As COVID-19-related impacts continue to wreak havoc on economies around the world, Guidehouse Insights is monitoring disruptions to the energy storage market and their possible effects over the coming months and years. The first part of this two-part blog series explored the supply chain disruptions and delays already being reported. Part 2 examines the potential long-term impacts on the demand for energy storage around the world.

Despite the negative outlook for the global economy in the near-term, the energy storage market has the potential to experience both positive and negative effects.

Potential Negative Effects

Social distancing restrictions and reported delays in product deliveries will postpone project development timelines and slow new project origination. While some developers only expect a 1-2-month delay in their projects, others predict at least 6-month delays. Furthermore, it may be increasingly difficult for developers to obtain project financing and for new companies to raise venture capital funding due to the collapse of stock markets and the overall lack of confidence among investors.

While the grid conditions driving investments in energy storage are unlikely to change, the underlying dynamics of the energy markets are shifting and may affect the storage market. The crash in fossil fuel prices has pushed gasoline prices to record lows, reducing the financial benefit of switching to EVs. Cheap fossil fuels are also driving down the price of natural gas for power generation.
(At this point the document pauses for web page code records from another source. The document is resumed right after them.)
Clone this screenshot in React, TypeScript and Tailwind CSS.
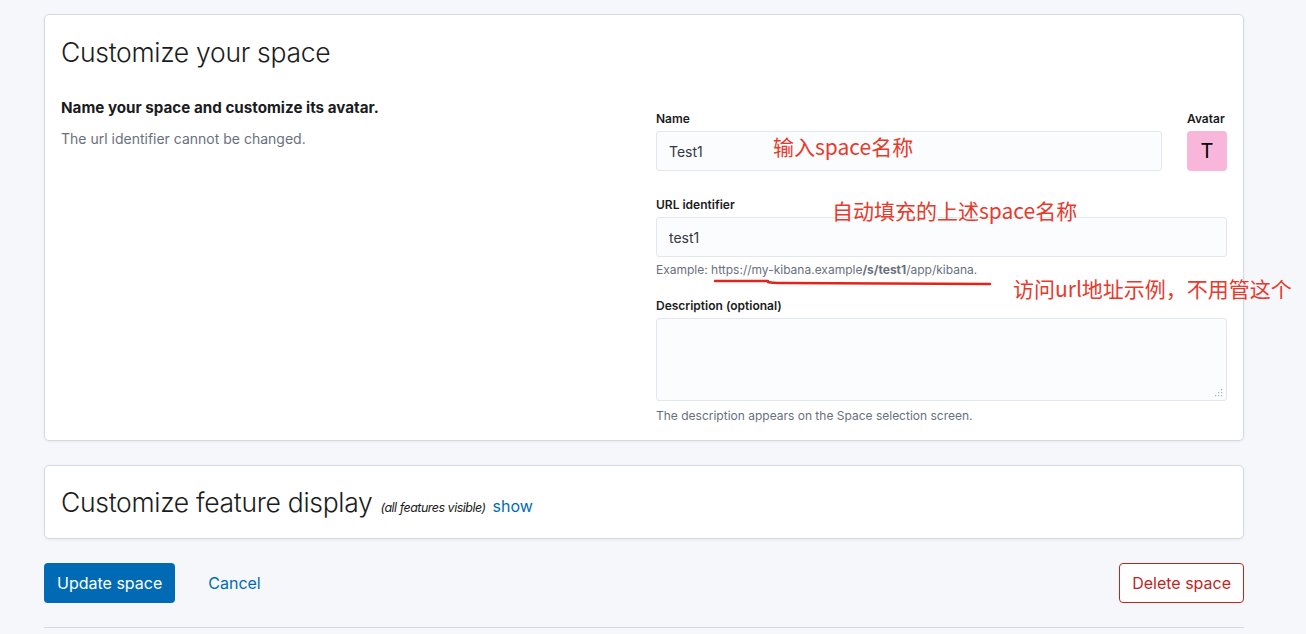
const Field = ({ label, children }: { label: string; children: React.ReactNode }) => (
  <div className="flex flex-col">
    <label className="text-[12px] leading-[17px] font-semibold text-[#1a1c21] mb-[4px]">{label}</label>
    {children}
  </div>
);

const inputCls =
  "h-[40px] w-full bg-[#fbfcfd] border border-[#e2e6ee] rounded-[3px] px-[12px] text-[14px] text-[#343741] outline-none";

const note = "absolute whitespace-nowrap text-[21px] leading-[28px] text-[#e8392c] font-['Noto_Sans_CJK_SC',sans-serif]";

export default function App() {
  return (
    <div className="min-h-screen bg-[#f5f7fa] font-['Inter',sans-serif] text-[#1a1c21]">
      <div className="relative ml-[44px] w-[1200px] pt-[14px] pb-[6px]">
        {/* customize your space */}
        <section className="bg-white border border-[#d3dae6] rounded-[5px] shadow-[0_1px_3px_rgba(0,0,0,0.06)] px-[16px] pt-[17px] pb-[15px]">
          <h2 className="text-[26.5px] leading-[40px] font-light tracking-[-0.3px]">Customize your space</h2>
          <div className="flex gap-[24px] mt-[25px]">
            <div className="flex-1">
              <h3 className="text-[15.2px] leading-[21px] font-bold">Name your space and customize its avatar.</h3>
              <p className="mt-[10px] text-[14px] leading-[21px] text-[#69707d]">The url identifier cannot be changed.</p>
            </div>
            <div className="w-[571px] pt-[13px]">
              <div className="flex gap-[25px]">
                <div className="flex-1">
                  <Field label="Name">
                    <input className={inputCls} defaultValue="Test1" />
                  </Field>
                </div>
                <Field label="Avatar">
                  <div className="w-[40px] h-[40px] rounded-[4px] bg-[#f9b6db] flex items-center justify-center text-[20px] text-black">
                    T
                  </div>
                </Field>
              </div>
              <div className="mt-[25px]">
                <Field label="URL identifier">
                  <input className={inputCls} defaultValue="test1" />
                </Field>
                <p className="mt-[4px] text-[12px] leading-[18px] text-[#69707d]">
                  Example: https://my-kibana.example<b className="font-bold">/s/test1</b>/app/kibana.
                </p>
              </div>
              <div className="mt-[18px]">
                <Field label="Description (optional)">
                  <div className="relative h-[83px] w-full bg-[#fbfcfd] border border-[#e2e6ee] rounded-[3px]">
                    <svg className="absolute right-[3px] bottom-[3px]" width="8" height="8" viewBox="0 0 8 8">
                      <g fill="#a9b0bb">
                        <rect x="6" y="0" width="1.2" height="1.2" />
                        <rect x="3" y="3" width="1.2" height="1.2" />
                        <rect x="6" y="3" width="1.2" height="1.2" />
                        <rect x="0" y="6" width="1.2" height="1.2" />
                        <rect x="3" y="6" width="1.2" height="1.2" />
                        <rect x="6" y="6" width="1.2" height="1.2" />
                      </g>
                    </svg>
                  </div>
                </Field>
                <p className="mt-[6px] text-[12px] leading-[18px] text-[#69707d]">
                  The description appears on the Space selection screen.
                </p>
              </div>
            </div>
          </div>
        </section>

        {/* feature display */}
        <section className="mt-[24px] bg-white border border-[#d3dae6] rounded-[5px] shadow-[0_1px_3px_rgba(0,0,0,0.06)] px-[16px] pt-[16px] pb-[16px]">
          <div className="flex items-baseline">
            <h2 className="text-[26.5px] leading-[40px] font-light tracking-[-0.3px]">Customize feature display</h2>
            <span className="ml-[8px] text-[12.5px] italic tracking-[-0.5px] text-[#1a1c21]">(all features visible)</span>
            <span className="ml-[7px] text-[16px] text-[#006bb4]">show</span>
          </div>
        </section>

        {/* actions */}
        <div className="mt-[24px] flex items-center">
          <button className="h-[40px] px-[13px] rounded-[4px] bg-[#006bb4] text-white text-[16px]">Update space</button>
          <button className="ml-[33px] text-[16px] text-[#006bb4]">Cancel</button>
          <button className="ml-auto h-[40px] px-[12px] rounded-[4px] border border-[#bd271e] bg-white text-[#bd271e] text-[16px]">
            Delete space
          </button>
        </div>
        <div className="mt-[24px] h-px bg-[#d3dae6]" />

        {/* annotations */}
        <span className={`${note} left-[729px] top-[132px]`}>输入space名称</span>
        <span className={`${note} left-[788px] top-[196px]`}>自动填充的上述space名称</span>
        <span className={`${note} left-[969px] top-[274px]`}>访问url地址示例，不用管这个</span>
        <svg className="absolute left-[668px] top-[276px]" width="280" height="12" viewBox="0 0 280 12">
          <path d="M3 5 L56 5 M56 6 Q60 7 70 7 L278 8" stroke="#e0261c" strokeWidth="2.4" fill="none" strokeLinecap="round" />
        </svg>
      </div>
    </div>
  );
}
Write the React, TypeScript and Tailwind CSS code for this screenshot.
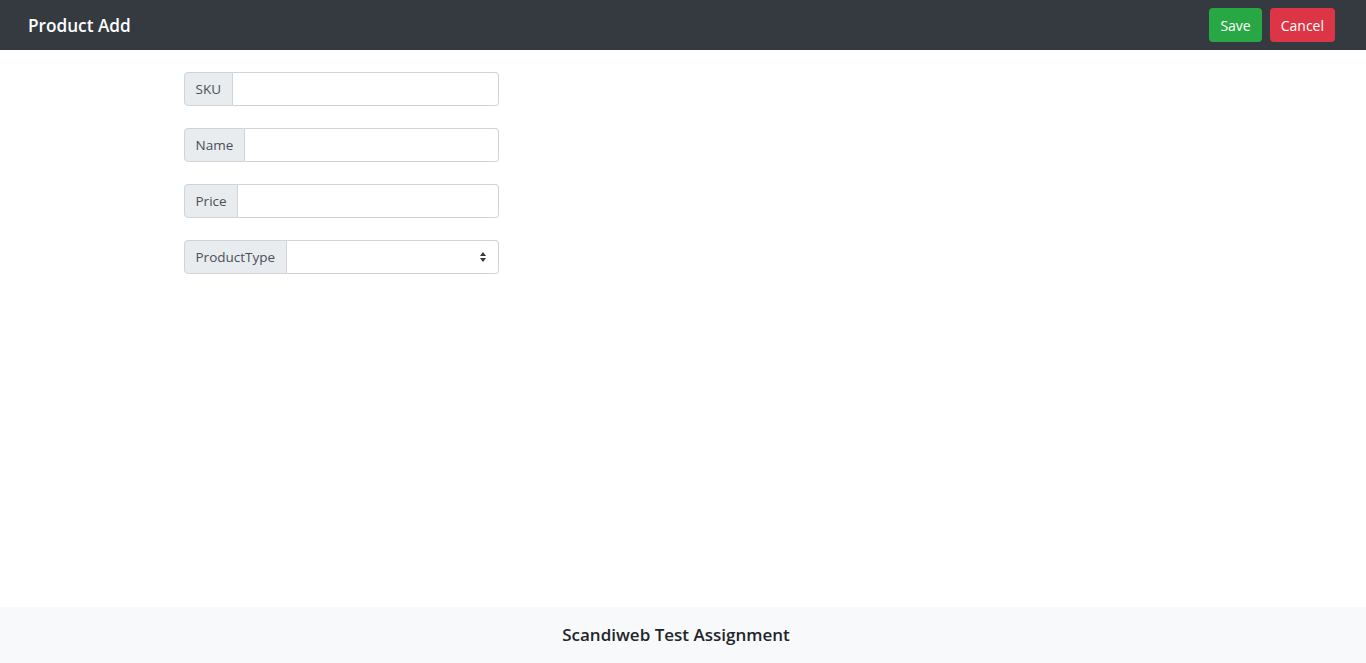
import React from "react";

const font = { fontFamily: '"Open Sans", "Noto Sans", sans-serif' };

function Field({ label, select }: { label: string; select?: boolean }) {
  return (
    <div className="flex h-[34px] w-[315px]">
      <span className="flex items-center px-[10.5px] bg-[#e9ecef] border border-[#ced4da] rounded-l-[4px] text-[13.5px] text-[#495057] whitespace-nowrap">
        {label}
      </span>
      <div className="relative flex-1 border border-l-0 border-[#ced4da] rounded-r-[4px] bg-white">
        {select && (
          <svg className="absolute right-[12px] top-[11px]" width="6" height="10" viewBox="0 0 6 10">
            <path d="M3 0 L6 4 L0 4 Z" fill="#343a40" />
            <path d="M0 6 L6 6 L3 10 Z" fill="#343a40" />
          </svg>
        )}
      </div>
    </div>
  );
}

export default function App() {
  return (
    <div className="min-h-screen flex flex-col bg-white" style={font}>
      <header className="h-[50px] bg-[#343a40] flex items-center justify-between pl-[28px] pr-[31px]">
        <h1 className="text-white text-[17.2px] font-semibold pt-[1px]">Product Add</h1>
        <div className="flex gap-[8px]">
          <button className="h-[34px] px-[11px] bg-[#28a745] text-white text-[14px] rounded-[4px]">Save</button>
          <button className="h-[34px] px-[11px] bg-[#dc3545] text-white text-[14px] rounded-[4px]">Cancel</button>
        </div>
      </header>
      <main className="flex-1 pt-[22px] pl-[184px] flex flex-col gap-[22px]">
        <Field label="SKU" />
        <Field label="Name" />
        <Field label="Price" />
        <Field label="ProductType" select />
      </main>
      <footer className="h-[56px] bg-[#f8f9fa] flex items-center justify-center pr-[14px]">
        <span className="text-[17px] font-[550] text-[#212529]">Scandiweb Test Assignment</span>
      </footer>
    </div>
  );
}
Both trends negatively affect the prospects for energy storage due to reduced peak demand growth from EV charging and more cost-effective natural gas generation.

A critical factor in the demand for storage will be the actions of utilities over the coming year. Utilities are currently the main driver of large-scale storage development, and their support of the technology will be key to long-term market growth. However, utilities and regulatory agencies may prioritize critical reliability needs over pilot projects for newer technologies such as energy storage to avoid any rate increases.

Potential Positive Effects

The initial US government stimulus measures to combat COVID-19’s economic impacts have focused on immediate relief for individuals and businesses. As the situation stabilizes, a second round of stimulus is expected that aims for longer-term support, similar to efforts seen after the 2008 recession. Depending on the federal government’s priorities, these stimulus measures may provide support for clean energy investments. Long-term infrastructure projects will likely receive major support, which may include renewable energy generation and grid modernization.

Additionally, the overall uncertainty and anxiety caused by the pandemic may heighten interest in resiliency. While power grid operations have not been affected, the potential for electric service disruptions remains a cause for concern. Many home and business owners will place a greater value on backup power, and they may explore solar plus storage technologies. Energy storage can also allow for more automated grid operations and resiliency at the utility level, potentially reducing the impact of labor shortages during disasters.

The long-term effects of COVID-19 on the energy storage market will be highly dependent on governments’ responses and the size and specifics of stimulus programs. We may first experience the negative effects of reduced demand and the economic recession. The potential positive effects may only be seen in the long term, yet they provide reasons for optimism as we look toward the next phase of recovery. Promising signs show that the energy storage industry should continue to see strong growth over the coming years as economies reopen and business begins to normalize.